Il faut donc agir vite et empêcher que cette hideuse image que notre pays a présentée durant les semaines passées ne s’incruste durablement dans l’inconscient collectif. Les concertations tous azimuts entreprises par le président Compaoré et son premier ministre avec les différentes couches socio-professionnelles, les soldats de la troupe et la hiérarchie militaire visent d’abord à mieux comprendre les préoccupations des uns et des autres, et ensuite à rassurer l’opinion nationale et internationale qu’il s’agit non pas d’une crise structurelle, mais seulement « des moments de folie ». Après avoir rencontré le 29 avril le corps diplomatique accrédité dans notre pays, le ministre des Affaires étrangères Djibril Bassolé est attendu en France où il doit animer une conférence de presse lundi et rencontrer, deux jours plus tôt, les Burkinabè de la diaspora, véritables ambassadeurs dont le rôle dans la diffusion des informations sur leur pays d’origine dans leur pays d’accueil en temps de crise est assurément déterminant.
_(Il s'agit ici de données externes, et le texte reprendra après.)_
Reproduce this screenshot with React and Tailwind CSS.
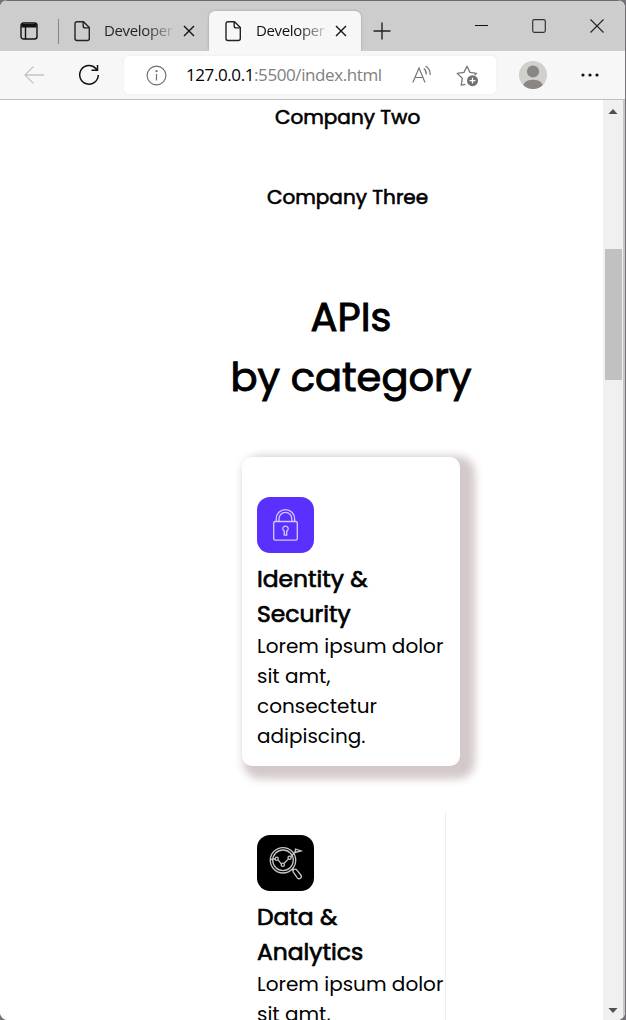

Si les premières mesures prises par l’exécutif ont permis de ramener le calme, rien pour l’instant n’est gagné et il serait hasardeux de conclure que la crise est définitivement derrière nous ?
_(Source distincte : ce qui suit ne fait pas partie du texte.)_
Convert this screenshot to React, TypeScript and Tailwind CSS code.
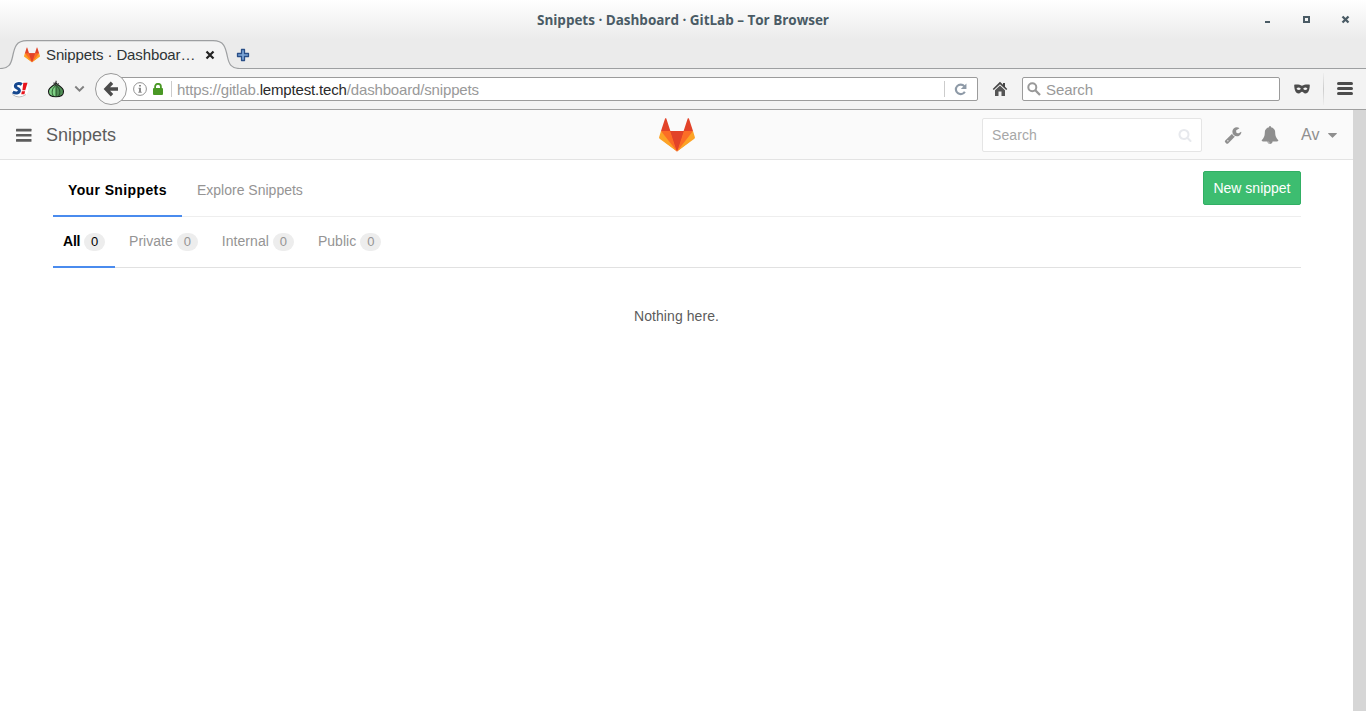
import React from "react";

function Fox({ className }: { className: string }) {
  return (
    <svg viewBox="0 0 36 36" className={className}>
      <path fill="#e24329" d="M2 14l9.38 9v-9l-4-12.28c-.205-.632-1.176-.632-1.38 0z" />
      <path fill="#e24329" d="M34 14l-9.38 9v-9l4-12.28c.205-.632 1.176-.632 1.38 0z" />
      <path fill="#e24329" d="M18 34.38L3 14h30z" />
      <path fill="#fc6d26" d="M18 34.38L11.38 14H2l4 11z" />
      <path fill="#fc6d26" d="M18 34.38L24.62 14H34l-4 11z" />
      <path fill="#e24329" d="M18 34.38L11.38 14h13.240z" />
      <path fill="#fca326" d="M2 14L.1 20.16c-.18.565 0 1.2.5 1.56l17.42 12.66z" />
      <path fill="#fca326" d="M34 14l1.9 6.16c.18.565 0 1.2-.5 1.56L18 34.38z" />
    </svg>
  );
}

function TitleBar() {
  return (
    <div className="flex h-10 items-center bg-linear-to-b from-white to-[#ebebeb]">
      <div className="w-[118px]" />
      <div className="flex-1 text-center font-['Open_Sans',sans-serif] text-[13.500px] leading-[18px] font-bold tracking-[-0.02px] whitespace-nowrap text-[#4a5b65]">
        Snippets · Dashboard · GitLab – Tor Browser
      </div>
      <svg className="h-10 w-[118px] shrink-0" viewBox="0 0 118 40" fill="none" stroke="#4a5b65" strokeWidth="2">
        <path d="M17 22h5" />
        <path d="M56 17h5v5h-5z" />
        <path d="M94.500 16.500l6 6M100.500 16.500l-6 6" strokeWidth="2.300" />
      </svg>
    </div>
  );
}

function TabStrip() {
  return (
    <div className="relative flex h-[29px] items-center bg-[#ebebeb]">
      <svg className="absolute inset-0 h-[29px] w-full" fill="none">
        <path d="M0 28.500C9 28.500 11 24 12.500 17C14.500 7 16 .7 27 .7H213C224 .7 225.500 7 227.500 17C229 24 231 28.500 240 28.500V29H0z" fill="#f3f3f3" />
        <path d="M0 28.500C9 28.500 11 24 12.500 17C14.500 7 16 .7 27 .7H213C224 .7 225.500 7 227.500 17C229 24 231 28.500 240 28.500H1366" stroke="#9d9fa1" strokeWidth="1.200" />
      </svg>
      <div className="relative flex w-full items-center pl-6">
        <Fox className="size-4" />
        <span className="ml-1.5 w-[150px] text-[15px] leading-[18px] tracking-[-0.12px] whitespace-nowrap text-[#2e3436]">Snippets · Dashboar…</span>
        <svg className="ml-[9px] size-[10px]" viewBox="0 0 10 10" stroke="#222" strokeWidth="2.200">
          <path d="M1.500 1.500l7 7M8.500 1.500l-7 7" />
        </svg>
        <svg className="ml-[21px] size-[14px]" viewBox="0 0 14 14">
          <path d="M5.500 1.500h3v4h4v3h-4v4h-3v-4h-4v-3h4z" fill="#7ba4d6" stroke="#2a4f88" strokeWidth="1.300" strokeLinejoin="round" />
        </svg>
      </div>
    </div>
  );
}

function Onion() {
  return (
    <svg className="ml-[18px] size-[18px]" viewBox="0 0 18 18">
      <path d="M9 3C7.500 5.500 1.500 7 1.500 11.500C1.500 15 4.500 16.800 9 16.800S16.500 15 16.500 11.500C16.500 7 10.500 5.500 9 3z" fill="#7fd085" stroke="#151515" strokeWidth="1.100" />
      <path d="M9 4C12 7 16 7.500 16 11.500C16 15 13 16.300 9 16.300z" fill="#0b2a0e" opacity=".4" />
      <path d="M9 5v11.500M8.300 6C4.500 9 4.500 13 6.500 16.300M9.700 6c3.800 3 3.800 7 1.800 10.300" fill="none" stroke="#173d1a" strokeWidth=".8" />
      <path d="M9 6C8.300 4.500 8.500 2.500 9.300 0.800M8 5.500L6.800 2.500M10 5.500l1.500-2.300" fill="none" stroke="#333" strokeWidth="1.100" />
    </svg>
  );
}

function Toolbar() {
  return (
    <div className="flex h-[41px] items-center border-b border-[#a0a0a0] bg-[#f3f3f3]">
      <svg className="ml-[11px] size-[18px]" viewBox="0 0 18 18">
        <circle cx="9" cy="9" r="8.500" fill="#fff" />
        <path d="M1.500 14.500Q8 19.500 15 14.500" fill="none" stroke="#bbb" />
        <path d="M10.800 4.500C8.500 2.700 4.500 3.400 4.300 6C4.100 8.500 8.800 8 8.400 10.800C8.100 13.300 4.600 13.600 1.800 12" fill="none" stroke="#16488f" strokeWidth="3" />
        <path d="M12.300 2.800h4.200l-2.200 7.400h-2.900zM10.900 11.300h3.200l-.7 3h-3.200z" fill="#e8131b" />
      </svg>
      <Onion />
      <svg className="ml-[9px] h-[8px] w-[11px]" viewBox="0 0 11 8" fill="none" stroke="#808080" strokeWidth="1.900">
        <path d="M1.300 1.500l4.200 4.200 4.200-4.200" />
      </svg>
      <div className="z-10 ml-[10px] flex size-8 shrink-0 items-center justify-center rounded-full border border-[#999] bg-[#f9f9f9]">
        <svg className="size-4" viewBox="0 0 16 16" fill="none" stroke="#4c4c4c" strokeWidth="3.400">
          <path d="M9 1.800L3 8l6 6.200M3.500 8H15" />
        </svg>
      </div>
      <div className="-ml-4 flex h-6 w-[867px] items-center rounded-r-xs border border-[#9b9b9b] bg-white pl-[21px]">
        <svg className="size-[14px]" viewBox="0 0 14 14">
          <circle cx="7" cy="7" r="6.400" fill="none" stroke="#929292" />
          <path d="M6 2.900h2v1.700H6zM5.500 5.800H8v4h.7v1H5.300v-1H6v-3h-.5z" fill="#8a8a8a" />
        </svg>
        <svg className="ml-[6px] h-3 w-[10px]" viewBox="0 0 10 12">
          <path d="M2.100 6V3.700a2.900 2.900 0 015.800 0V6" fill="none" stroke="#4a9825" strokeWidth="1.800" />
          <rect y="5" width="10" height="7" rx="1" fill="#4a9825" />
        </svg>
        <div className="ml-[8px] h-4 w-px bg-[#ccc]" />
        <div className="ml-[5px] flex-1 pt-px text-[15px] leading-[18px] tracking-[-0.16px] whitespace-nowrap text-[#999]">
          https://gitlab.<span className="text-[#2a2a2a]">lemptest.tech</span>/dashboard/snippets
        </div>
        <div className="h-4 w-px bg-[#ccc]" />
        <svg className="mr-[10px] ml-[9px] size-[13px]" viewBox="0 0 12 12">
          <path d="M9.500 3A4.400 4.400 0 1010 8" fill="none" stroke="#8e9aa7" strokeWidth="2" />
          <path d="M11.500.4v5.200H6.300z" fill="#8e9aa7" />
        </svg>
      </div>
      <svg className="ml-[14px] size-4" viewBox="0 0 16 16">
        <path d="M8 .8L.7 8.100l1.100 1L8 3.200l6.200 5.900 1.100-1L13 5.800V2h-2v1.800z" fill="#454545" />
        <path d="M3 9.300l5-4.700 5 4.700V15H9.500v-4.500h-3V15H3z" fill="#555" />
      </svg>
      <div className="ml-[14px] flex h-6 w-[258px] items-center rounded-xs border border-[#9b9b9b] bg-white pl-1">
        <svg className="size-[14px]" viewBox="0 0 14 14" fill="none" stroke="#999" strokeWidth="2">
          <circle cx="5.300" cy="5.300" r="4" />
          <path d="M8.300 8.300l4.700 4.700" strokeWidth="2.300" />
        </svg>
        <span className="ml-[5px] pt-px text-[15px] leading-[18px] tracking-[-0.1px] text-[#999]">Search</span>
      </div>
      <svg className="ml-[14px] h-[10px] w-4" viewBox="0 0 16 10">
        <path fillRule="evenodd" d="M8 1.800C5.500.2 2.500.2.200.700C.2 5 1.500 9.500 4.500 9.500C6.500 9.500 7 7.800 8 7.800S9.500 9.500 11.500 9.500C14.500 9.500 15.800 5 15.800.7C13.500.2 10.500.2 8 1.800zM2.500 4.700Q4.500 2.500 6.900 4.800Q4.700 7.200 2.500 4.700zM9.100 4.800Q11.500 2.500 13.500 4.700Q11.300 7.200 9.100 4.800z" fill="#4c4c4c" />
      </svg>
      <div className="ml-[13px] h-8 w-px bg-linear-to-b from-[#eee] via-[#ccc] to-[#eee]" />
      <div className="ml-[13px] flex w-4 flex-col gap-[2px] pb-px">
        <div className="h-[3px] rounded-xs bg-[#4c4c4c]" />
        <div className="h-[3px] rounded-xs bg-[#4c4c4c]" />
        <div className="h-[3px] rounded-xs bg-[#4c4c4c]" />
      </div>
    </div>
  );
}

function Header() {
  return (
    <header className="flex h-[50px] items-center border-b border-[#e3e3e3] bg-[#fafafa]">
      <div className="flex flex-1 items-center pl-4">
        <svg className="h-[14px] w-4" viewBox="0 0 16 14" fill="#5c5c5c">
          <rect y=".8" width="15.500" height="2.700" rx=".5" />
          <rect y="5.900" width="15.500" height="2.700" rx=".5" />
          <rect y="11" width="15.500" height="2.700" rx=".5" />
        </svg>
        <h1 className="ml-[14px] pt-px text-[18px] leading-6 text-[#5c5c5c]">Snippets</h1>
      </div>
      <Fox className="size-9" />
      <div className="flex flex-1 items-center justify-end pr-4">
        <div className="flex h-[34px] w-[220px] items-center justify-between rounded-xs border border-[#e5e5e5] bg-white pr-[9px] pl-[9px]">
          <span className="text-sm tracking-[0.1px] text-[#a7a7a7]">Search</span>
          <svg className="size-[14px]" viewBox="0 0 1792 1792" fill="#e7e9ed">
            <path d="M1216 832q0-185-131.500-316.500t-316.500-131.500-316.500 131.500-131.500 316.500 131.500 316.500 316.500 131.500 316.500-131.500 131.500-316.500zm512 832q0 52-38 90t-90 38q-54 0-90-38l-343-342q-179 124-399 124-143 0-273.500-55.500t-225-150-150-225-55.500-273.500 55.500-273.500 150-225 225-150 273.500-55.500 273.500 55.500 225 150 150 225 55.500 273.500q0 220-124 399l343 343q37 37 37 90z" />
          </svg>
        </div>
        <svg className="ml-[22px] size-[18px]" viewBox="0 0 1792 1792" fill="#8f8f8f">
          <path d="M448 1472q0-26-19-45t-45-19-45 19-19 45 19 45 45 19 45-19 19-45zm644-420l-682 682q-37 37-90 37-52 0-91-37l-106-108q-38-36-38-90 0-53 38-91l681-681q39 98 114.500 173.500t173.500 114.500zm634-435q0 39-23 106-47 134-164.500 217.500t-258.500 83.500q-185 0-316.500-131.500t-131.500-316.500 131.500-316.500 316.500-131.500q58 0 121.500 16.500t107.500 46.500q16 11 16 28t-16 28l-293 169v224l193 107q5-3 79-48.500t135.500-81 70.500-35.500q15 0 23.500 10t8.500 25z" />
        </svg>
        <svg className="ml-[19px] size-[18px]" viewBox="0 0 1792 1792" fill="#8f8f8f">
          <path d="M912 1696q0-16-16-16-59 0-101.500-42.500t-42.500-101.500q0-16-16-16t-16 16q0 73 51.500 124.500t124.500 51.500q16 0 16-16zm816-288q0 52-38 90t-90 38h-448q0 106-75 181t-181 75-181-75-75-181h-448q-52 0-90-38t-38-90q50-42 91-88t85-119.500 74.500-158.500 50-206 19.500-260q0-152 117-282.500t307-158.500q-8-19-8-39 0-40 28-68t68-28 68 28 28 68q0 20-8 39 190 28 307 158.500t117 282.500q0 139 19.500 260t50 206 74.500 158.500 85 119.500 91 88z" />
        </svg>
        <span className="ml-[22px] w-[19px] pt-px text-[16px] leading-5 whitespace-nowrap text-[#8f8f8f]">Av</span>
        <svg className="mt-[2px] ml-2 h-[5px] w-[9px]" viewBox="0 0 9 5" fill="#8f8f8f">
          <path d="M.5 0h8q.6.200.3.700L4.900 4.600q-.4.400-.8 0L.2.700Q-.1.200.5 0z" />
        </svg>
      </div>
    </header>
  );
}

function Filter({ label, active }: { label: string; active?: boolean }) {
  return (
    <div className={active ? "-mb-px flex h-[51px] w-[62px] items-start border-b-2 border-[#4a8bee] pt-[14px] pl-[10px] text-black" : "flex items-start px-[10px] pt-[14px] text-[#959494]"}>
      <span className={active ? "w-[17px] text-sm font-bold tracking-[-0.2px]" : "text-sm tracking-[0.04px]"}>{label}</span>
      <span className="mt-[2px] ml-1 flex h-[18px] w-[21px] shrink-0 items-center justify-center rounded-full bg-[#ededed] text-[13px]">0</span>
    </div>
  );
}

export default function App() {
  return (
    <div className="flex h-[711px] w-[1366px] flex-col overflow-hidden bg-white font-['Liberation_Sans',sans-serif]">
      <TitleBar />
      <TabStrip />
      <Toolbar />
      <div className="flex flex-1">
        <div className="flex flex-1 flex-col">
          <Header />
          <main className="mr-[52px] ml-[53px]">
            <div className="flex h-[57px] items-stretch border-b border-[#eee] text-sm">
              <div className="-mb-px w-[129px] border-b-2 border-[#4a8bee] pt-5 pl-[15px] font-bold tracking-[0.38px] whitespace-nowrap text-black">Your Snippets</div>
              <div className="pt-5 pl-[15px] text-[#959494]">Explore Snippets</div>
              <button className="mt-[11px] ml-auto h-[34px] w-[98px] rounded-xs border border-[#31af64] bg-[#3dbd70] text-white">New snippet</button>
            </div>
            <div className="flex h-[51px] gap-[4px] border-b border-[#e1e1e1]">
              <Filter label="All" active />
              <Filter label="Private" />
              <Filter label="Internal" />
              <Filter label="Public" />
            </div>
            <p className="mt-[38px] pr-px text-center text-sm tracking-[0.08px] text-[#5c5c5c]">Nothing here.</p>
          </main>
        </div>
        <div className="w-[13px] bg-[#d6d6d6]" />
      </div>
    </div>
  );
}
Au moment où les vacanciers de l’été prochain commencent à choisir leurs destinations, il appartient au gouvernement de mettre le paquet pour consolider la paix sociale et supprimer le couvre-feu encore en vigueur dans la capitale.

Car, comment savourer le « poulet bicyclette » que la terre entière nous envie, en ayant l’œil rivé sur la pendule ? Pour l’investisseur, dont l’activité s’inscrit dans la durée, la classe politique, majorité et opposition, doit lui envoyer des signes le rassurant quand à la sécurité de ses investissements sur le long terme.